### GIVEN EXERCISE:
Exclude images, then output the remaining data verbatim.

▼

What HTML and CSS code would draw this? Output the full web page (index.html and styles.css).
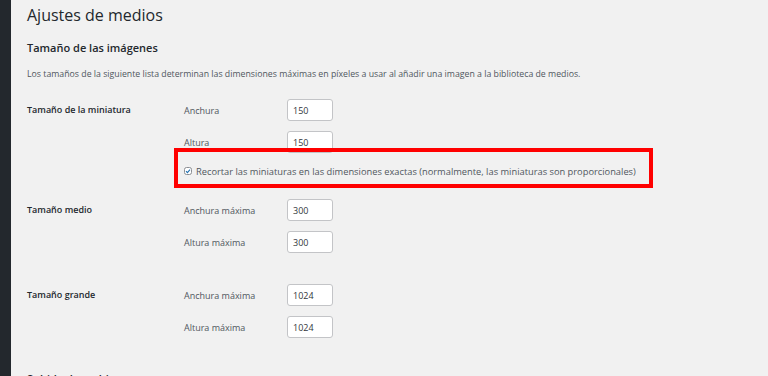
FILE: index.html
```html
<!DOCTYPE html>
<html lang="es">
<head>
    <meta charset="UTF-8">
    <meta name="viewport" content="width=device-width, initial-scale=1.0">
    <title>Ajustes de medios</title>
    <link rel="stylesheet" href="styles.css">
</head>
<body>

    <div class="sidebar"></div>

    <div class="content">
        <h1>Ajustes de medios</h1>

        <h2>Tamaño de las imágenes</h2>
        <p class="description">Los tamaños de la siguiente lista determinan las dimensiones máximas en píxeles a usar al añadir una imagen a la biblioteca de medios.</p>

        <!-- Miniatura -->
        <div class="size-group group-thumb">
            <div class="group-title">Tamaño de la miniatura</div>
            <div class="fields">
                <div class="field">
                    <label for="thumbW">Anchura</label>
                    <input type="text" id="thumbW" value="150">
                </div>
                <div class="field">
                    <label for="thumbH">Altura</label>
                    <input type="text" id="thumbH" value="150">
                </div>
                <div class="crop-row">
                    <span class="highlight"></span>
                    <svg class="check" width="8" height="8" viewBox="0 0 8 8">
                        <rect x="0.5" y="0.5" width="7" height="7" rx="2" fill="#fff" stroke="#8c8f94"/>
                        <path d="M2 4.2 L3.4 5.6 L6 2.6" fill="none" stroke="#2271b1" stroke-width="1.1"/>
                    </svg>
                    <span>Recortar las miniaturas en las dimensiones exactas (normalmente, las miniaturas son proporcionales)</span>
                </div>
            </div>
        </div>

        <!-- Medio -->
        <div class="size-group group-medium">
            <div class="group-title">Tamaño medio</div>
            <div class="fields">
                <div class="field">
                    <label for="medW">Anchura máxima</label>
                    <input type="text" id="medW" value="300">
                </div>
                <div class="field">
                    <label for="medH">Altura máxima</label>
                    <input type="text" id="medH" value="300">
                </div>
            </div>
        </div>

        <!-- Grande -->
        <div class="size-group group-large">
            <div class="group-title">Tamaño grande</div>
            <div class="fields">
                <div class="field">
                    <label for="largeW">Anchura máxima</label>
                    <input type="text" id="largeW" value="1024">
                </div>
                <div class="field">
                    <label for="largeH">Altura máxima</label>
                    <input type="text" id="largeH" value="1024">
                </div>
            </div>
        </div>

        <h2>Subida de archivos</h2>
    </div>

</body>
</html>
```

FILE: styles.css
```css
body {
    font-family: "Open Sans", "Noto Sans", sans-serif;
    margin: 0;
    padding: 0;
    display: flex;
    height: 376px;
    overflow: hidden;
    background-color: #f1f1f1;
    color: #23282d;
}

/* Menu lateral */
.sidebar {
    width: 11px;
    flex-shrink: 0;
    background-color: #23282d;
}

/* Conteudo */
.content {
    flex: 1;
    padding: 0 0 0 16px;
}

h1 {
    font-size: 16px;
    font-weight: 400;
    margin: 3px 0 0;
    line-height: 24px;
    color: #23282d;
}

h2 {
    font-size: 11px;
    font-weight: 600;
    margin: 13px 0 0;
    line-height: 16px;
    color: #23282d;
}

.description {
    font-size: 8.75px;
    line-height: 12px;
    margin: 12px 0 0;
    color: #50575e;
}

.size-group {
    display: flex;
}

.group-thumb {
    margin-top: 19px;
}

.group-medium {
    margin-top: 20px;
}

.group-large {
    margin-top: 31px;
}

.group-large + h2 {
    margin-top: 33px;
}

.group-title {
    width: 157px;
    font-size: 9px;
    font-weight: 600;
    line-height: 22px;
    color: #23282d;
}

.field {
    display: flex;
    align-items: center;
    height: 22px;
    margin-bottom: 10px;
}

.field:last-child {
    margin-bottom: 0;
}

.field label {
    width: 103px;
    font-size: 9px;
    color: #50575e;
}

.field input {
    box-sizing: border-box;
    width: 46px;
    height: 22px;
    padding: 0 5px;
    border: 1px solid #c3c4c7;
    border-radius: 3px;
    background-color: #fff;
    font-family: inherit;
    font-size: 9px;
    color: #32373c;
}

.crop-row {
    position: relative;
    display: flex;
    align-items: center;
    height: 16px;
    font-size: 9.3px;
    color: #50575e;
}

.crop-row .check {
    margin-right: 4px;
}

/* Marca vermelha de destaque */
.highlight {
    position: absolute;
    left: -10px;
    top: -15px;
    width: 479px;
    height: 40px;
    box-sizing: border-box;
    border: 4px solid #f00;
}
```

▲

### RIGHT ANSWER:
What HTML and CSS code would draw this? Output the full web page (index.html and styles.css).
FILE: index.html
```html
<!DOCTYPE html>
<html lang="es">
<head>
    <meta charset="UTF-8">
    <meta name="viewport" content="width=device-width, initial-scale=1.0">
    <title>Ajustes de medios</title>
    <link rel="stylesheet" href="styles.css">
</head>
<body>

    <div class="sidebar"></div>

    <div class="content">
        <h1>Ajustes de medios</h1>

        <h2>Tamaño de las imágenes</h2>
        <p class="description">Los tamaños de la siguiente lista determinan las dimensiones máximas en píxeles a usar al añadir una imagen a la biblioteca de medios.</p>

        <!-- Miniatura -->
        <div class="size-group group-thumb">
            <div class="group-title">Tamaño de la miniatura</div>
            <div class="fields">
                <div class="field">
                    <label for="thumbW">Anchura</label>
                    <input type="text" id="thumbW" value="150">
                </div>
                <div class="field">
                    <label for="thumbH">Altura</label>
                    <input type="text" id="thumbH" value="150">
                </div>
                <div class="crop-row">
                    <span class="highlight"></span>
                    <svg class="check" width="8" height="8" viewBox="0 0 8 8">
                        <rect x="0.5" y="0.5" width="7" height="7" rx="2" fill="#fff" stroke="#8c8f94"/>
                        <path d="M2 4.2 L3.4 5.6 L6 2.6" fill="none" stroke="#2271b1" stroke-width="1.1"/>
                    </svg>
                    <span>Recortar las miniaturas en las dimensiones exactas (normalmente, las miniaturas son proporcionales)</span>
                </div>
            </div>
        </div>

        <!-- Medio -->
        <div class="size-group group-medium">
            <div class="group-title">Tamaño medio</div>
            <div class="fields">
                <div class="field">
                    <label for="medW">Anchura máxima</label>
                    <input type="text" id="medW" value="300">
                </div>
                <div class="field">
                    <label for="medH">Altura máxima</label>
                    <input type="text" id="medH" value="300">
                </div>
            </div>
        </div>

        <!-- Grande -->
        <div class="size-group group-large">
            <div class="group-title">Tamaño grande</div>
            <div class="fields">
                <div class="field">
                    <label for="largeW">Anchura máxima</label>
                    <input type="text" id="largeW" value="1024">
                </div>
                <div class="field">
                    <label for="largeH">Altura máxima</label>
                    <input type="text" id="largeH" value="1024">
                </div>
            </div>
        </div>

        <h2>Subida de archivos</h2>
    </div>

</body>
</html>
```

FILE: styles.css
```css
body {
    font-family: "Open Sans", "Noto Sans", sans-serif;
    margin: 0;
    padding: 0;
    display: flex;
    height: 376px;
    overflow: hidden;
    background-color: #f1f1f1;
    color: #23282d;
}

/* Menu lateral */
.sidebar {
    width: 11px;
    flex-shrink: 0;
    background-color: #23282d;
}

/* Conteudo */
.content {
    flex: 1;
    padding: 0 0 0 16px;
}

h1 {
    font-size: 16px;
    font-weight: 400;
    margin: 3px 0 0;
    line-height: 24px;
    color: #23282d;
}

h2 {
    font-size: 11px;
    font-weight: 600;
    margin: 13px 0 0;
    line-height: 16px;
    color: #23282d;
}

.description {
    font-size: 8.75px;
    line-height: 12px;
    margin: 12px 0 0;
    color: #50575e;
}

.size-group {
    display: flex;
}

.group-thumb {
    margin-top: 19px;
}

.group-medium {
    margin-top: 20px;
}

.group-large {
    margin-top: 31px;
}

.group-large + h2 {
    margin-top: 33px;
}

.group-title {
    width: 157px;
    font-size: 9px;
    font-weight: 600;
    line-height: 22px;
    color: #23282d;
}

.field {
    display: flex;
    align-items: center;
    height: 22px;
    margin-bottom: 10px;
}

.field:last-child {
    margin-bottom: 0;
}

.field label {
    width: 103px;
    font-size: 9px;
    color: #50575e;
}

.field input {
    box-sizing: border-box;
    width: 46px;
    height: 22px;
    padding: 0 5px;
    border: 1px solid #c3c4c7;
    border-radius: 3px;
    background-color: #fff;
    font-family: inherit;
    font-size: 9px;
    color: #32373c;
}

.crop-row {
    position: relative;
    display: flex;
    align-items: center;
    height: 16px;
    font-size: 9.3px;
    color: #50575e;
}

.crop-row .check {
    margin-right: 4px;
}

/* Marca vermelha de destaque */
.highlight {
    position: absolute;
    left: -10px;
    top: -15px;
    width: 479px;
    height: 40px;
    box-sizing: border-box;
    border: 4px solid #f00;
}
```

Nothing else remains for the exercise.